■ **EXERCISE BRIEF**
An exact copy of all the data is required, with pictures left out.

■ **PROVIDED DATA**

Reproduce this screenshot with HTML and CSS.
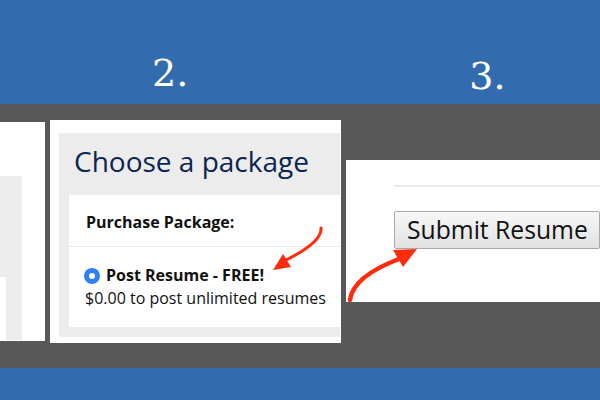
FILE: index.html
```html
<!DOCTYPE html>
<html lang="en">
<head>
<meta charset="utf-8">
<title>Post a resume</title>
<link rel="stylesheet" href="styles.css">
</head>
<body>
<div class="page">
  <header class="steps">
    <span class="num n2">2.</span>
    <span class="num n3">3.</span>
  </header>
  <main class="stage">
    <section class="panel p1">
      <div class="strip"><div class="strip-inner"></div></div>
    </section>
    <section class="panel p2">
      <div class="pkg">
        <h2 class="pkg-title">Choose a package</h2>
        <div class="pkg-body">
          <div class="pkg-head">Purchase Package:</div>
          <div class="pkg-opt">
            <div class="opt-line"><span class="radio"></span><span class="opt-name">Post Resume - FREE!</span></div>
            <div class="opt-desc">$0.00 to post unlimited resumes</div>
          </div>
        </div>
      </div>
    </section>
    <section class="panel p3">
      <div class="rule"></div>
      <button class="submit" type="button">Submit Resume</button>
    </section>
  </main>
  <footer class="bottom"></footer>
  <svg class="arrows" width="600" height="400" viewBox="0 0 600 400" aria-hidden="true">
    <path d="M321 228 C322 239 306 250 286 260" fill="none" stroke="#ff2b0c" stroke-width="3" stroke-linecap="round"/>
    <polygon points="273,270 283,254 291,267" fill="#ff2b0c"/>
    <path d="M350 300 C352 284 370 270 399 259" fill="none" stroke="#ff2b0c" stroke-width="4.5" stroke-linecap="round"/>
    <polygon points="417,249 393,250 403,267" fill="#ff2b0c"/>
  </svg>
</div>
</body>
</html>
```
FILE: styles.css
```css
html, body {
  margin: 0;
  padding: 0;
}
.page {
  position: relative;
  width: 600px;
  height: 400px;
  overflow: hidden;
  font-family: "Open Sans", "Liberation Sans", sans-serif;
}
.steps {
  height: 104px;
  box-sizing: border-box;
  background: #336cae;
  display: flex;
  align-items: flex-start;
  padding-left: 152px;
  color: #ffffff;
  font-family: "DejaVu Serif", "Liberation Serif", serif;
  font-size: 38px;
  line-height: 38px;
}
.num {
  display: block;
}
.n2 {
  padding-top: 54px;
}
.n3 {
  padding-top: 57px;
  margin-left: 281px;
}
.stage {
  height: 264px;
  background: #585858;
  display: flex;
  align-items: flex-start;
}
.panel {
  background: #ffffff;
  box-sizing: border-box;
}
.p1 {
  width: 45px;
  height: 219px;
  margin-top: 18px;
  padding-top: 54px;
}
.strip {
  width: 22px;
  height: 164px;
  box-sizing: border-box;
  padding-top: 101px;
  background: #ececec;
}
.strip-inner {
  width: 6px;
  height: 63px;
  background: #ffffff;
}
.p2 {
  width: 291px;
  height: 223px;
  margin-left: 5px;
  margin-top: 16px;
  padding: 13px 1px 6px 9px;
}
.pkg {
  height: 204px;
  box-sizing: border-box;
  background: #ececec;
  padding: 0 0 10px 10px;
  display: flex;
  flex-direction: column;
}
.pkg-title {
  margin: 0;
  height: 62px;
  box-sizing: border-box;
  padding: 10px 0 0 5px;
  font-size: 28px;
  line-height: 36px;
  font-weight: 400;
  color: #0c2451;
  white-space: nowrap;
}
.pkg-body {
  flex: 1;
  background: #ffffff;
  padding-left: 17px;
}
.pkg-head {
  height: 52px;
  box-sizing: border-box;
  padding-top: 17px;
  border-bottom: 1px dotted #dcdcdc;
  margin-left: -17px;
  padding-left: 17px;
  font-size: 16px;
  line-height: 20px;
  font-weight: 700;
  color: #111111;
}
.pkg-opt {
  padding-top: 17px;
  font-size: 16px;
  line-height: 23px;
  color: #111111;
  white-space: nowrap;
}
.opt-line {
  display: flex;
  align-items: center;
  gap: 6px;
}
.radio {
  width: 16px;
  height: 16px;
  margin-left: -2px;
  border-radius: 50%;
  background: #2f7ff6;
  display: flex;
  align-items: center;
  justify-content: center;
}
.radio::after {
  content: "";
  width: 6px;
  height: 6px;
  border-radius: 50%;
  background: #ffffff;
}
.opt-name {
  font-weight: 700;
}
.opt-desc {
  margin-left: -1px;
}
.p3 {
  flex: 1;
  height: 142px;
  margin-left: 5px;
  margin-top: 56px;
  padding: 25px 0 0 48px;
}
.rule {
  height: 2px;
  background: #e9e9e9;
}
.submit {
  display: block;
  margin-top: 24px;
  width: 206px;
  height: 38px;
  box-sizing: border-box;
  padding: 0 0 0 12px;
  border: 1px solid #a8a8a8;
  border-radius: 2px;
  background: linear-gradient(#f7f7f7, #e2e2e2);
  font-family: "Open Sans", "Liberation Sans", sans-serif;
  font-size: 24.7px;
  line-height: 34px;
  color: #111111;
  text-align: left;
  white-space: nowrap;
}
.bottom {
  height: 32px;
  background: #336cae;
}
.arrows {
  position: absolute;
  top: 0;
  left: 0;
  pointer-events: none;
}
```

■ **SOLUTION TO THIS PROBLEM**
Reproduce this screenshot with HTML and CSS.
FILE: index.html
```html
<!DOCTYPE html>
<html lang="en">
<head>
<meta charset="utf-8">
<title>Post a resume</title>
<link rel="stylesheet" href="styles.css">
</head>
<body>
<div class="page">
  <header class="steps">
    <span class="num n2">2.</span>
    <span class="num n3">3.</span>
  </header>
  <main class="stage">
    <section class="panel p1">
      <div class="strip"><div class="strip-inner"></div></div>
    </section>
    <section class="panel p2">
      <div class="pkg">
        <h2 class="pkg-title">Choose a package</h2>
        <div class="pkg-body">
          <div class="pkg-head">Purchase Package:</div>
          <div class="pkg-opt">
            <div class="opt-line"><span class="radio"></span><span class="opt-name">Post Resume - FREE!</span></div>
            <div class="opt-desc">$0.00 to post unlimited resumes</div>
          </div>
        </div>
      </div>
    </section>
    <section class="panel p3">
      <div class="rule"></div>
      <button class="submit" type="button">Submit Resume</button>
    </section>
  </main>
  <footer class="bottom"></footer>
  <svg class="arrows" width="600" height="400" viewBox="0 0 600 400" aria-hidden="true">
    <path d="M321 228 C322 239 306 250 286 260" fill="none" stroke="#ff2b0c" stroke-width="3" stroke-linecap="round"/>
    <polygon points="273,270 283,254 291,267" fill="#ff2b0c"/>
    <path d="M350 300 C352 284 370 270 399 259" fill="none" stroke="#ff2b0c" stroke-width="4.5" stroke-linecap="round"/>
    <polygon points="417,249 393,250 403,267" fill="#ff2b0c"/>
  </svg>
</div>
</body>
</html>
```
FILE: styles.css
```css
html, body {
  margin: 0;
  padding: 0;
}
.page {
  position: relative;
  width: 600px;
  height: 400px;
  overflow: hidden;
  font-family: "Open Sans", "Liberation Sans", sans-serif;
}
.steps {
  height: 104px;
  box-sizing: border-box;
  background: #336cae;
  display: flex;
  align-items: flex-start;
  padding-left: 152px;
  color: #ffffff;
  font-family: "DejaVu Serif", "Liberation Serif", serif;
  font-size: 38px;
  line-height: 38px;
}
.num {
  display: block;
}
.n2 {
  padding-top: 54px;
}
.n3 {
  padding-top: 57px;
  margin-left: 281px;
}
.stage {
  height: 264px;
  background: #585858;
  display: flex;
  align-items: flex-start;
}
.panel {
  background: #ffffff;
  box-sizing: border-box;
}
.p1 {
  width: 45px;
  height: 219px;
  margin-top: 18px;
  padding-top: 54px;
}
.strip {
  width: 22px;
  height: 164px;
  box-sizing: border-box;
  padding-top: 101px;
  background: #ececec;
}
.strip-inner {
  width: 6px;
  height: 63px;
  background: #ffffff;
}
.p2 {
  width: 291px;
  height: 223px;
  margin-left: 5px;
  margin-top: 16px;
  padding: 13px 1px 6px 9px;
}
.pkg {
  height: 204px;
  box-sizing: border-box;
  background: #ececec;
  padding: 0 0 10px 10px;
  display: flex;
  flex-direction: column;
}
.pkg-title {
  margin: 0;
  height: 62px;
  box-sizing: border-box;
  padding: 10px 0 0 5px;
  font-size: 28px;
  line-height: 36px;
  font-weight: 400;
  color: #0c2451;
  white-space: nowrap;
}
.pkg-body {
  flex: 1;
  background: #ffffff;
  padding-left: 17px;
}
.pkg-head {
  height: 52px;
  box-sizing: border-box;
  padding-top: 17px;
  border-bottom: 1px dotted #dcdcdc;
  margin-left: -17px;
  padding-left: 17px;
  font-size: 16px;
  line-height: 20px;
  font-weight: 700;
  color: #111111;
}
.pkg-opt {
  padding-top: 17px;
  font-size: 16px;
  line-height: 23px;
  color: #111111;
  white-space: nowrap;
}
.opt-line {
  display: flex;
  align-items: center;
  gap: 6px;
}
.radio {
  width: 16px;
  height: 16px;
  margin-left: -2px;
  border-radius: 50%;
  background: #2f7ff6;
  display: flex;
  align-items: center;
  justify-content: center;
}
.radio::after {
  content: "";
  width: 6px;
  height: 6px;
  border-radius: 50%;
  background: #ffffff;
}
.opt-name {
  font-weight: 700;
}
.opt-desc {
  margin-left: -1px;
}
.p3 {
  flex: 1;
  height: 142px;
  margin-left: 5px;
  margin-top: 56px;
  padding: 25px 0 0 48px;
}
.rule {
  height: 2px;
  background: #e9e9e9;
}
.submit {
  display: block;
  margin-top: 24px;
  width: 206px;
  height: 38px;
  box-sizing: border-box;
  padding: 0 0 0 12px;
  border: 1px solid #a8a8a8;
  border-radius: 2px;
  background: linear-gradient(#f7f7f7, #e2e2e2);
  font-family: "Open Sans", "Liberation Sans", sans-serif;
  font-size: 24.7px;
  line-height: 34px;
  color: #111111;
  text-align: left;
  white-space: nowrap;
}
.bottom {
  height: 32px;
  background: #336cae;
}
.arrows {
  position: absolute;
  top: 0;
  left: 0;
  pointer-events: none;
}
```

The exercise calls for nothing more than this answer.